Vandal strikes Warwick Township neighborhood


Northern Lancaster County Regional Police say they’re aggressively investigating a dozen reports of vandalism.
     They’re urging parents to talk with their children about what happened. They hope at a minimum, this awareness may prevent future crimes and maybe lead to information to help solve this one.

“They spray painted the license plate for some reason. Not quite sure why,” said Steve Brown. “And then over here, they spray painted ‘gang’ on the street. I’m assuming that says gang.”

Brown was one of many people who woke up this morning to find police in the neighborhood and the truck he uses for work, vandalized.

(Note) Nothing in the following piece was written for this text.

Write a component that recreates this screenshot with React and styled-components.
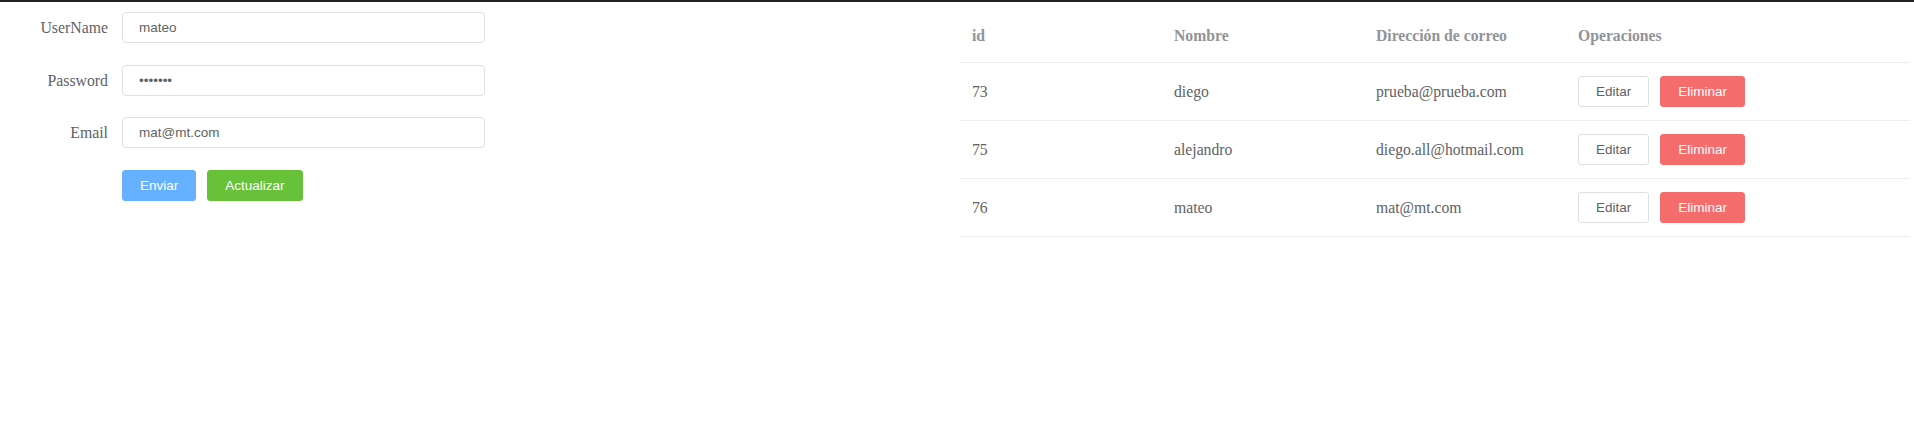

“It’s certainly disappointing when someone messes with property that doesn’t belong to them and it’s upsetting,” Brown said. “I certainly hope there’s some accountability and they get caught.”

Officer Alexandria Parisi says people woke up to damage to their cars, houses, mailboxes and street signs.

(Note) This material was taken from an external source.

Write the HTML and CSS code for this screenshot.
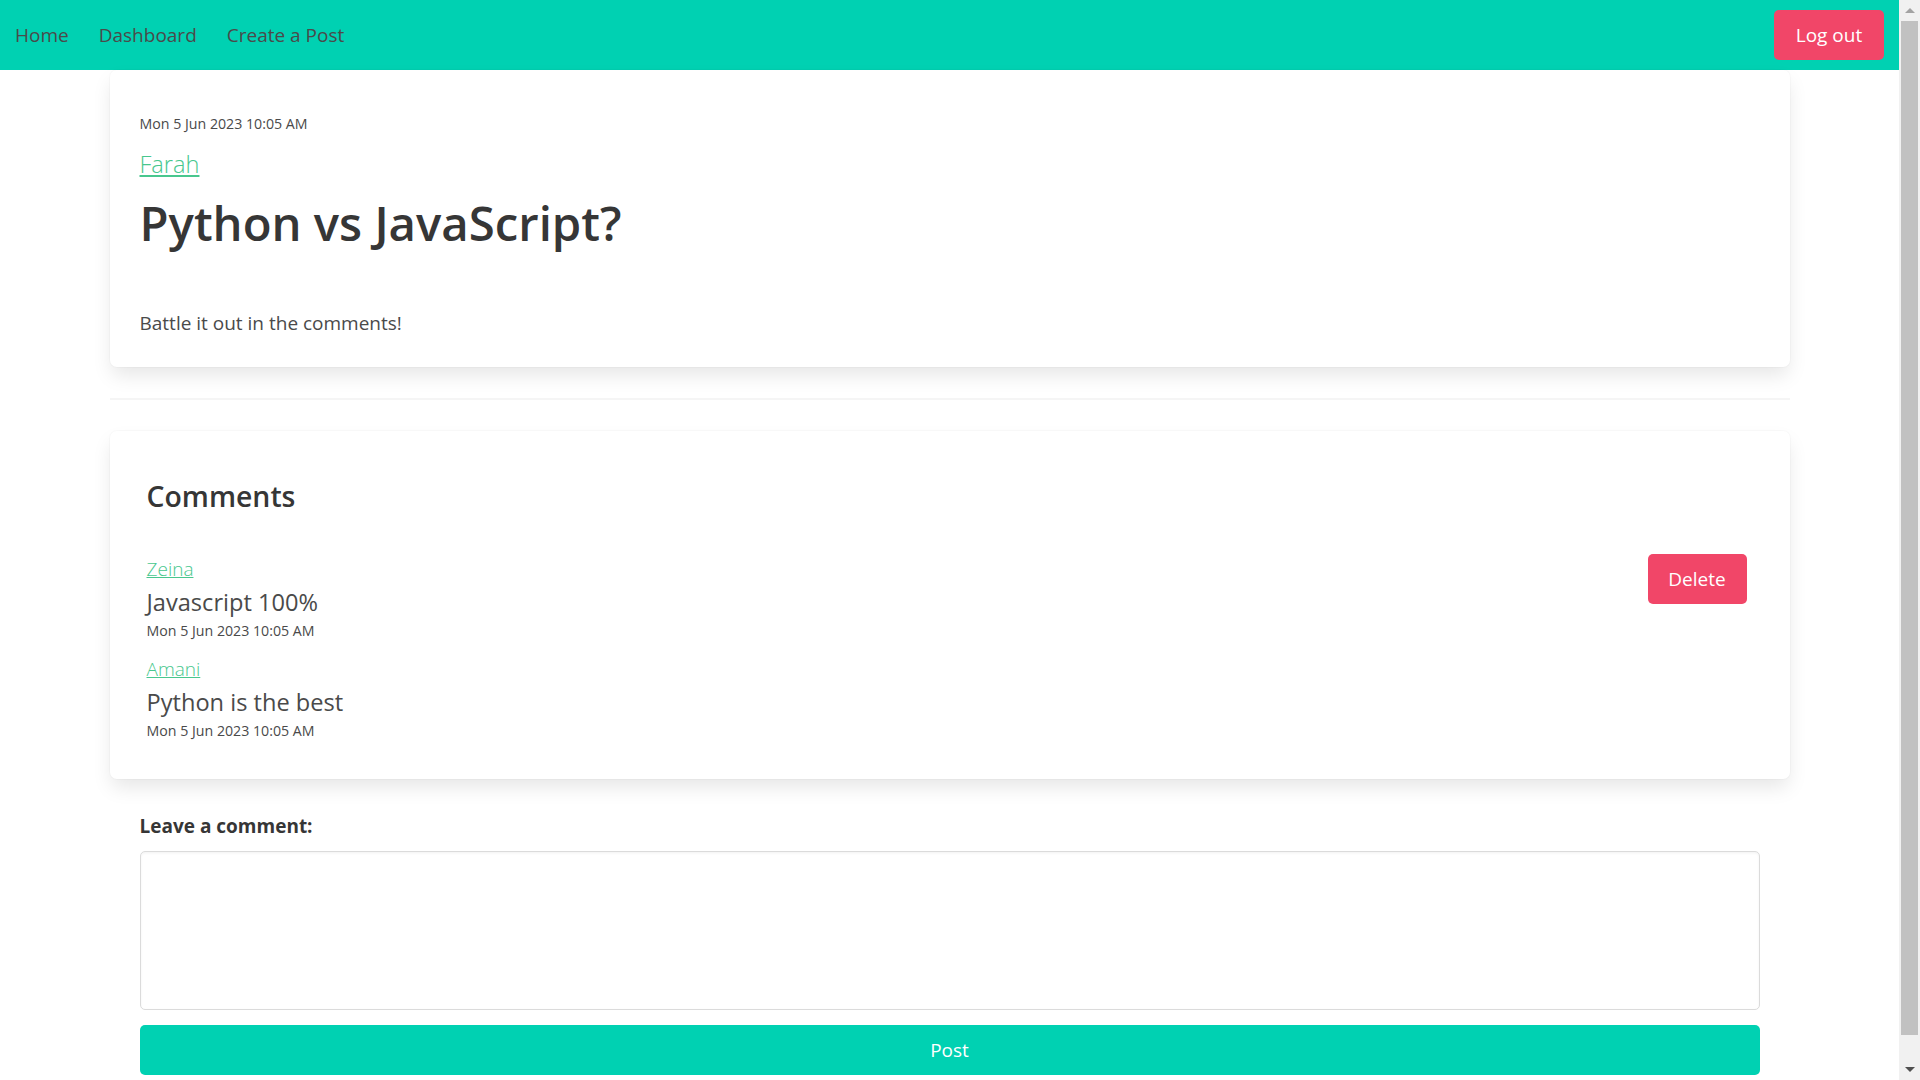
FILE: index.html
```html
<!DOCTYPE html>
<html lang="en">
<head>
<meta charset="utf-8">
<title>Python vs JavaScript?</title>
<link rel="stylesheet" href="styles.css">
</head>
<body>
<div class="page">
<nav class="navbar">
  <div class="nav-start">
    <a class="nav-item" href="#">Home</a>
    <a class="nav-item" href="#">Dashboard</a>
    <a class="nav-item" href="#">Create a Post</a>
  </div>
  <div class="nav-end">
    <a class="btn btn-danger btn-logout" href="#">Log out</a>
  </div>
</nav>
<main class="container">
  <article class="box post">
    <p class="meta">Mon 5 Jun 2023 10:05 AM</p>
    <p class="author-line"><a class="author" href="#">Farah</a></p>
    <h1 class="post-title">Python vs JavaScript?</h1>
    <p class="post-body">Battle it out in the comments!</p>
  </article>
  <hr class="divider">
  <section class="box comments">
    <h2 class="comments-title">Comments</h2>
    <div class="comment-list">
      <div class="comment">
        <div class="comment-content">
          <p class="author-line-sm"><a class="author" href="#">Zeina</a></p>
          <p class="comment-text">Javascript 100%</p>
          <p class="comment-date">Mon 5 Jun 2023 10:05 AM</p>
        </div>
        <button class="btn btn-danger btn-delete" type="button">Delete</button>
      </div>
      <div class="comment">
        <div class="comment-content">
          <p class="author-line-sm"><a class="author" href="#">Amani</a></p>
          <p class="comment-text">Python is the best</p>
          <p class="comment-date">Mon 5 Jun 2023 10:05 AM</p>
        </div>
      </div>
    </div>
  </section>
  <form class="comment-form">
    <label class="form-label" for="comment">Leave a comment:</label>
    <textarea id="comment" class="textarea"></textarea>
    <button class="btn btn-primary btn-full" type="button">Post</button>
  </form>
</main>
</div>
<div class="scrollbar" aria-hidden="true">
  <div class="sb-btn"><span class="sb-arrow sb-up"></span></div>
  <div class="sb-track"><div class="sb-thumb"></div></div>
  <div class="sb-btn"><span class="sb-arrow sb-down"></span></div>
</div>
</body>
</html>
```

FILE: styles.css
```css
* { box-sizing: border-box; }

html, body {
  margin: 0;
  padding: 0;
  height: 100%;
  overflow: hidden;
}

body {
  display: flex;
  font-family: "Open Sans", "Noto Sans", "Liberation Sans", sans-serif;
  font-size: 19px;
  line-height: 1.5;
  color: #4a4a4a;
  background: #fff;
}

.page {
  flex: 1;
  min-width: 0;
  height: 100vh;
  overflow: hidden;
}

/* Window scrollbar */
.scrollbar {
  width: 21px;
  flex: 0 0 21px;
  height: 100vh;
  display: flex;
  flex-direction: column;
  background: #f1f1f1;
}

.sb-btn {
  height: 21px;
  flex: 0 0 21px;
  display: flex;
  align-items: center;
  justify-content: center;
}

.sb-arrow {
  width: 0;
  height: 0;
  border-left: 5px solid transparent;
  border-right: 5px solid transparent;
}

.sb-up { border-bottom: 5px solid #a3a3a3; }
.sb-down { border-top: 5px solid #505050; }

.sb-track {
  flex: 1;
  padding: 0 2px;
}

.sb-thumb {
  height: 1014px;
  background: #c1c1c1;
}

p { margin: 0; }

a { color: #48c78e; }

/* Navbar */
.navbar {
  display: flex;
  justify-content: space-between;
  align-items: center;
  height: 70px;
  background: #00d1b2;
}

.nav-start {
  display: flex;
  align-items: center;
}

.nav-item {
  padding: 10px 15px;
  color: #4a4a4a;
  text-decoration: none;
  font-size: 19px;
  line-height: 30px;
}

.nav-end {
  display: flex;
  align-items: center;
  padding-right: 15px;
}

/* Buttons */
.btn {
  display: inline-flex;
  align-items: center;
  justify-content: center;
  height: 50px;
  padding: 0 19px;
  border: 1px solid transparent;
  border-radius: 5px;
  font-family: inherit;
  font-size: 19px;
  line-height: 1.5;
  text-decoration: none;
  cursor: pointer;
  color: #fff;
}

.btn-danger { background: #f14668; }
.btn-primary { background: #00d1b2; }
.btn-full { width: 100%; display: flex; }
.btn-logout { width: 110px; }
.btn-delete { width: 99px; }

/* Layout */
.container {
  width: 1680px;
  margin: 0 auto;
}

.box {
  background: #fff;
  border-radius: 7px;
  box-shadow: 0 10px 20px -2.5px rgba(10, 10, 10, 0.1), 0 0 0 1px rgba(10, 10, 10, 0.02);
}

/* Post */
.post {
  padding: 43px 30px 29px;
}

.meta {
  font-size: 14.2px;
  line-height: 22.5px;
}

.author-line {
  margin-top: 10.5px;
  font-size: 23.6px;
  line-height: 37.5px;
}

.author {
  color: #48c78e;
  font-weight: 300;
  text-decoration: underline;
}

.post-title {
  margin: 11px 0 0;
  font-size: 47.3px;
  line-height: 56.25px;
  font-weight: 600;
  color: #363636;
}

.post-body {
  margin-top: 57px;
  font-size: 19px;
  line-height: 30px;
}

.divider {
  margin: 31px 0;
  height: 2px;
  border: none;
  background: #f5f5f5;
}

/* Comments */
.comments {
  padding: 49px 43px 38.5px 37px;
}

.comments-title {
  margin: 0;
  font-size: 28.4px;
  line-height: 33.75px;
  font-weight: 600;
  color: #363636;
}

.comment-list {
  margin-top: 40.7px;
  display: flex;
  flex-direction: column;
  gap: 13.75px;
}

.comment {
  display: flex;
  justify-content: space-between;
  align-items: flex-start;
}

.author-line-sm {
  font-size: 19px;
  line-height: 30px;
}

.comment-text {
  font-size: 23.6px;
  line-height: 37.5px;
}

.comment-date {
  font-size: 14.2px;
  line-height: 18.75px;
}

/* Form */
.comment-form {
  padding: 0 30px;
  margin: 32.3px 0 39px;
}

.form-label {
  display: block;
  font-size: 19px;
  line-height: 30px;
  font-weight: 700;
  color: #363636;
  margin-bottom: 9.5px;
}

.textarea {
  display: block;
  width: 100%;
  height: 159px;
  padding: 14px;
  border: 1px solid #dbdbdb;
  border-radius: 5px;
  box-shadow: inset 0 1.25px 2.5px rgba(10, 10, 10, 0.05);
  font-family: inherit;
  font-size: 19px;
  resize: none;
}

.comment-form .btn-full {
  margin-top: 15.5px;
}
```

Vandalism was found on Queens Gate Road, Canterbury Court, Knightsbridge Way, Regents Drive, Royal Drive and Rudy Dam Road.

“This is not something we see very often,” Parisi said. “This is a rare occurance in our area.”

Police have a dozen reports of vandalism, which will cost a lot of money for people to repair.

“We don’t have an exact estimate, but we are thinking it’s going to be around $20,000,” Parisi said.

It’s out of character for the quiet neighborhood.

“Last night they came through the neighborhood and put a white stripe down a friend’s car that was staying overnight,” said Becky Herritt.

“It kind of looks like they ran out of paint here because it like spatters out sort of, so it looks like they were just going along and ran out of paint,” said 16-year-old Amber Houser, pointing out the marking on her car.

She wasn’t too upset, but wondering why it happened.

“We were probably guessing that it was probably someone from our school or like a neighboring school that had just graduated or something, so it was probably just like a practical joke at the time,” Houser said.

But to law enforcement, it’s not a joke.

“It’s a big issue because people have to take the time and energy to get it off of their houses, their vehicles,” Parisi said.

“I don’t think these kids realize really the damage that they’re doing, if they think it’s just fun to do it or I’m not sure the joy they’re getting out of it, but it seems very senseless and useless to me,” Herritt said.

Police urge anyone with information to come forward.